┌─ Supplied material

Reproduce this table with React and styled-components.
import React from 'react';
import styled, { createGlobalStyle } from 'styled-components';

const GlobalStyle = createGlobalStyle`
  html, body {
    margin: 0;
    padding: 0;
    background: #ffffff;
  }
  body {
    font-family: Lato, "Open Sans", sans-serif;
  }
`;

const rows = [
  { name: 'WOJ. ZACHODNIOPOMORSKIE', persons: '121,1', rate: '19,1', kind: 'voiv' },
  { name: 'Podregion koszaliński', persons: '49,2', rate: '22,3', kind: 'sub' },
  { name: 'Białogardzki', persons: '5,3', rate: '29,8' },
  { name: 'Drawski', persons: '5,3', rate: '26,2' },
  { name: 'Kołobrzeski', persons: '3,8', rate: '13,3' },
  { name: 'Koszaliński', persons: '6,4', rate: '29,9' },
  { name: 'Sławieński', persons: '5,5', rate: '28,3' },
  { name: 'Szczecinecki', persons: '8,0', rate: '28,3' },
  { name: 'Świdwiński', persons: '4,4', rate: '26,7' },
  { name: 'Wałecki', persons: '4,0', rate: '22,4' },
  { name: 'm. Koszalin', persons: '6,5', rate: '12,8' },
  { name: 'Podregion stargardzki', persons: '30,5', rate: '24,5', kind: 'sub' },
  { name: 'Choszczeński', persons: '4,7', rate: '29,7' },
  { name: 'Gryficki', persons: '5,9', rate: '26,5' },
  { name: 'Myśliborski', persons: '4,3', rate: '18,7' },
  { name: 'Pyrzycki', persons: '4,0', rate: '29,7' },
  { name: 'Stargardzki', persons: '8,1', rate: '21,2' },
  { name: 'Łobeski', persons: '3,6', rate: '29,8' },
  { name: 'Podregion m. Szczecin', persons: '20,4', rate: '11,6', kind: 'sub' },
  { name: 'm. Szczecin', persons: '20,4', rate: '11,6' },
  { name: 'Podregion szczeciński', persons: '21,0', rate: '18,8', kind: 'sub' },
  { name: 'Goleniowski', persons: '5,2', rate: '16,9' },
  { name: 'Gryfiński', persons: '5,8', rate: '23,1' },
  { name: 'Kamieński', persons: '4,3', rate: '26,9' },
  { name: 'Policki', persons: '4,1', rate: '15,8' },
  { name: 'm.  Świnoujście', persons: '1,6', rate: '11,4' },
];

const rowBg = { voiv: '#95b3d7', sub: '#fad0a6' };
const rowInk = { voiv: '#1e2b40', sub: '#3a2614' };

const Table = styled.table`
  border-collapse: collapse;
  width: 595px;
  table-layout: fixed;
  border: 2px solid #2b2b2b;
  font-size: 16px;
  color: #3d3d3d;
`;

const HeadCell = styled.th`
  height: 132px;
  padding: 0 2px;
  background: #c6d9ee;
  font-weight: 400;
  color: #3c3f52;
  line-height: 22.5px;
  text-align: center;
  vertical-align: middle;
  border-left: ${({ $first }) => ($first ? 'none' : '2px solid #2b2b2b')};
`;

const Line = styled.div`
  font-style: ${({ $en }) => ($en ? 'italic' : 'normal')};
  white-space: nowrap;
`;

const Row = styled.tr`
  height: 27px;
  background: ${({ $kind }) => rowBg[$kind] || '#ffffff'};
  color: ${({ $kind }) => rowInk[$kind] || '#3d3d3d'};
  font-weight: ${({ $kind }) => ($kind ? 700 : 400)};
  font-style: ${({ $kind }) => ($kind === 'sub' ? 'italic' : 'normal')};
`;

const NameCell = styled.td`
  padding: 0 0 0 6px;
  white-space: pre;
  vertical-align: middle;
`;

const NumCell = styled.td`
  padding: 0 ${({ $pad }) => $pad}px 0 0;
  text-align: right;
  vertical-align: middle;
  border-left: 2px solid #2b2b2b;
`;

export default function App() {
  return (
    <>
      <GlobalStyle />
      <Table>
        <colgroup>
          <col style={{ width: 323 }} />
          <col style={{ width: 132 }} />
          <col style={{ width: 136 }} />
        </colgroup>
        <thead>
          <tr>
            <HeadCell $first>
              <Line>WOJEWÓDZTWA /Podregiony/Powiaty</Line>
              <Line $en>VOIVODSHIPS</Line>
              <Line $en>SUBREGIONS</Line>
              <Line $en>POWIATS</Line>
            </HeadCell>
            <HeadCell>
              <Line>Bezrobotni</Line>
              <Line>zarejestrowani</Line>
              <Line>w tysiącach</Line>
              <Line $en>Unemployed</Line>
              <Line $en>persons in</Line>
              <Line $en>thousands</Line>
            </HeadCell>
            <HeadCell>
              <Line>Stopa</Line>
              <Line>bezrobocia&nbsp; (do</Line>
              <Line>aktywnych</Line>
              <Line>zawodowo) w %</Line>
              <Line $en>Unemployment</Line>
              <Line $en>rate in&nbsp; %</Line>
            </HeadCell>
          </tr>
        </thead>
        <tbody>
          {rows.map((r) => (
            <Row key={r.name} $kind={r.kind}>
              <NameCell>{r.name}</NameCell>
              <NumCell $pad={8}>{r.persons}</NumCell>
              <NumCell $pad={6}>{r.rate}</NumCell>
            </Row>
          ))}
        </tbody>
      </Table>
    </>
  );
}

└─

What is needed:
Transcribe the whole listing with nothing added or left out.

Written solution:
Reproduce this table with React and styled-components.
import React from 'react';
import styled, { createGlobalStyle } from 'styled-components';

const GlobalStyle = createGlobalStyle`
  html, body {
    margin: 0;
    padding: 0;
    background: #ffffff;
  }
  body {
    font-family: Lato, "Open Sans", sans-serif;
  }
`;

const rows = [
  { name: 'WOJ. ZACHODNIOPOMORSKIE', persons: '121,1', rate: '19,1', kind: 'voiv' },
  { name: 'Podregion koszaliński', persons: '49,2', rate: '22,3', kind: 'sub' },
  { name: 'Białogardzki', persons: '5,3', rate: '29,8' },
  { name: 'Drawski', persons: '5,3', rate: '26,2' },
  { name: 'Kołobrzeski', persons: '3,8', rate: '13,3' },
  { name: 'Koszaliński', persons: '6,4', rate: '29,9' },
  { name: 'Sławieński', persons: '5,5', rate: '28,3' },
  { name: 'Szczecinecki', persons: '8,0', rate: '28,3' },
  { name: 'Świdwiński', persons: '4,4', rate: '26,7' },
  { name: 'Wałecki', persons: '4,0', rate: '22,4' },
  { name: 'm. Koszalin', persons: '6,5', rate: '12,8' },
  { name: 'Podregion stargardzki', persons: '30,5', rate: '24,5', kind: 'sub' },
  { name: 'Choszczeński', persons: '4,7', rate: '29,7' },
  { name: 'Gryficki', persons: '5,9', rate: '26,5' },
  { name: 'Myśliborski', persons: '4,3', rate: '18,7' },
  { name: 'Pyrzycki', persons: '4,0', rate: '29,7' },
  { name: 'Stargardzki', persons: '8,1', rate: '21,2' },
  { name: 'Łobeski', persons: '3,6', rate: '29,8' },
  { name: 'Podregion m. Szczecin', persons: '20,4', rate: '11,6', kind: 'sub' },
  { name: 'm. Szczecin', persons: '20,4', rate: '11,6' },
  { name: 'Podregion szczeciński', persons: '21,0', rate: '18,8', kind: 'sub' },
  { name: 'Goleniowski', persons: '5,2', rate: '16,9' },
  { name: 'Gryfiński', persons: '5,8', rate: '23,1' },
  { name: 'Kamieński', persons: '4,3', rate: '26,9' },
  { name: 'Policki', persons: '4,1', rate: '15,8' },
  { name: 'm.  Świnoujście', persons: '1,6', rate: '11,4' },
];

const rowBg = { voiv: '#95b3d7', sub: '#fad0a6' };
const rowInk = { voiv: '#1e2b40', sub: '#3a2614' };

const Table = styled.table`
  border-collapse: collapse;
  width: 595px;
  table-layout: fixed;
  border: 2px solid #2b2b2b;
  font-size: 16px;
  color: #3d3d3d;
`;

const HeadCell = styled.th`
  height: 132px;
  padding: 0 2px;
  background: #c6d9ee;
  font-weight: 400;
  color: #3c3f52;
  line-height: 22.5px;
  text-align: center;
  vertical-align: middle;
  border-left: ${({ $first }) => ($first ? 'none' : '2px solid #2b2b2b')};
`;

const Line = styled.div`
  font-style: ${({ $en }) => ($en ? 'italic' : 'normal')};
  white-space: nowrap;
`;

const Row = styled.tr`
  height: 27px;
  background: ${({ $kind }) => rowBg[$kind] || '#ffffff'};
  color: ${({ $kind }) => rowInk[$kind] || '#3d3d3d'};
  font-weight: ${({ $kind }) => ($kind ? 700 : 400)};
  font-style: ${({ $kind }) => ($kind === 'sub' ? 'italic' : 'normal')};
`;

const NameCell = styled.td`
  padding: 0 0 0 6px;
  white-space: pre;
  vertical-align: middle;
`;

const NumCell = styled.td`
  padding: 0 ${({ $pad }) => $pad}px 0 0;
  text-align: right;
  vertical-align: middle;
  border-left: 2px solid #2b2b2b;
`;

export default function App() {
  return (
    <>
      <GlobalStyle />
      <Table>
        <colgroup>
          <col style={{ width: 323 }} />
          <col style={{ width: 132 }} />
          <col style={{ width: 136 }} />
        </colgroup>
        <thead>
          <tr>
            <HeadCell $first>
              <Line>WOJEWÓDZTWA /Podregiony/Powiaty</Line>
              <Line $en>VOIVODSHIPS</Line>
              <Line $en>SUBREGIONS</Line>
              <Line $en>POWIATS</Line>
            </HeadCell>
            <HeadCell>
              <Line>Bezrobotni</Line>
              <Line>zarejestrowani</Line>
              <Line>w tysiącach</Line>
              <Line $en>Unemployed</Line>
              <Line $en>persons in</Line>
              <Line $en>thousands</Line>
            </HeadCell>
            <HeadCell>
              <Line>Stopa</Line>
              <Line>bezrobocia&nbsp; (do</Line>
              <Line>aktywnych</Line>
              <Line>zawodowo) w %</Line>
              <Line $en>Unemployment</Line>
              <Line $en>rate in&nbsp; %</Line>
            </HeadCell>
          </tr>
        </thead>
        <tbody>
          {rows.map((r) => (
            <Row key={r.name} $kind={r.kind}>
              <NameCell>{r.name}</NameCell>
              <NumCell $pad={8}>{r.persons}</NumCell>
              <NumCell $pad={6}>{r.rate}</NumCell>
            </Row>
          ))}
        </tbody>
      </Table>
    </>
  );
}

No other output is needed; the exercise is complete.